I am using Debezium which makes of Kafka Connect. Kafka Connect exposes a couple of topics that need to be created:

OFFSET_STORAGE_TOPIC This environment variable is required when running the Kafka Connect service. Set this to the name of the Kafka topic where the Kafka Connect services in the group store connector offsets. The topic should have many partitions, be highly replicated (e.g., 3x or more) and should be configured for compaction.

STATUS_STORAGE_TOPIC This environment variable should be provided when running the Kafka Connect service. Set this to the name of the Kafka topic where the Kafka Connect services in the group store connector status. The topic can have multiple partitions, should be highly replicated (e.g., 3x or more) and should be configured for compaction.

Does anyone have any specific recommended compaction configs for these topics?

e.g.

is it enough to set just:

cleanup.policy: compact

unclean.leader.election.enable: true

or also:

min.compaction.lag.ms: 60000

segment.ms: 1800000

min.cleanable.dirty.ratio: 0.01

delete.retention.ms: 100

Solution

  • The defaults should be fine, and Connect will create/configure those topics on its own unless you preconfigure those topics with those settings.

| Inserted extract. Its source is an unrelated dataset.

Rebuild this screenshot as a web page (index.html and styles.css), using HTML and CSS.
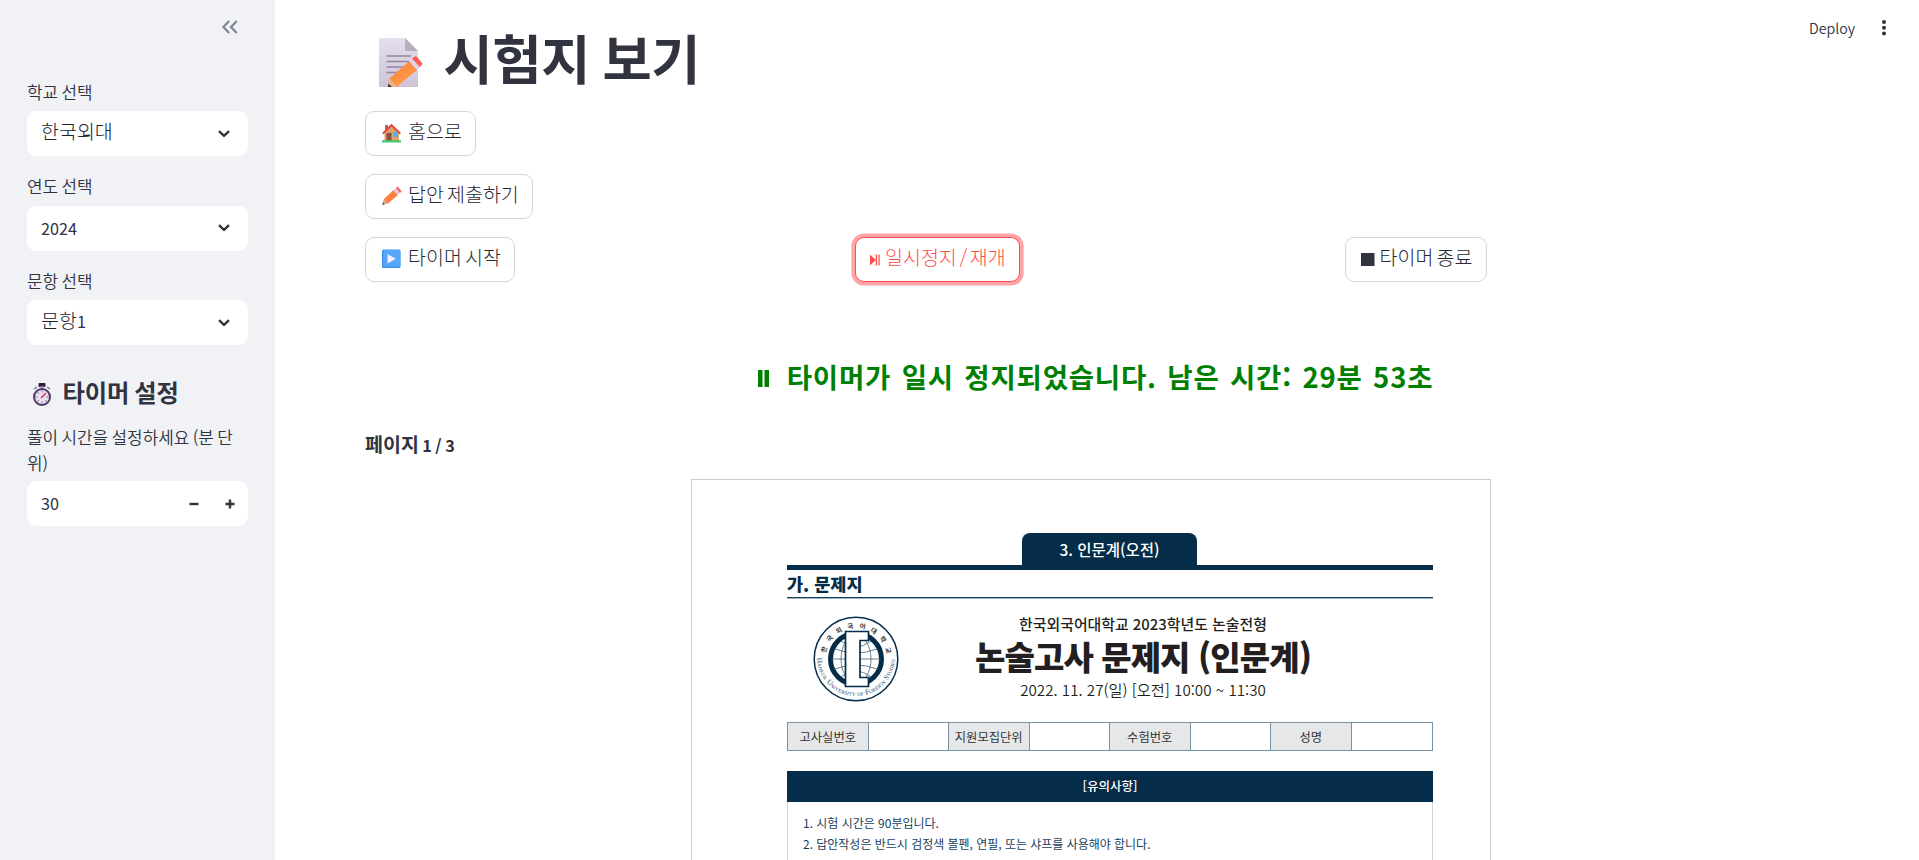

    These are the only cases when I can think of when to adjust the compaction settings

    1. a connect-group lingering on the topic longer than you want it to be. For example, a source connector doesn't start immediately after a long downtime because it's processing the offsets topic
    2. your Connect cluster doesn't accurately report its state, or the tasks do not rebalance appropriately (because the status topic is in a bad state)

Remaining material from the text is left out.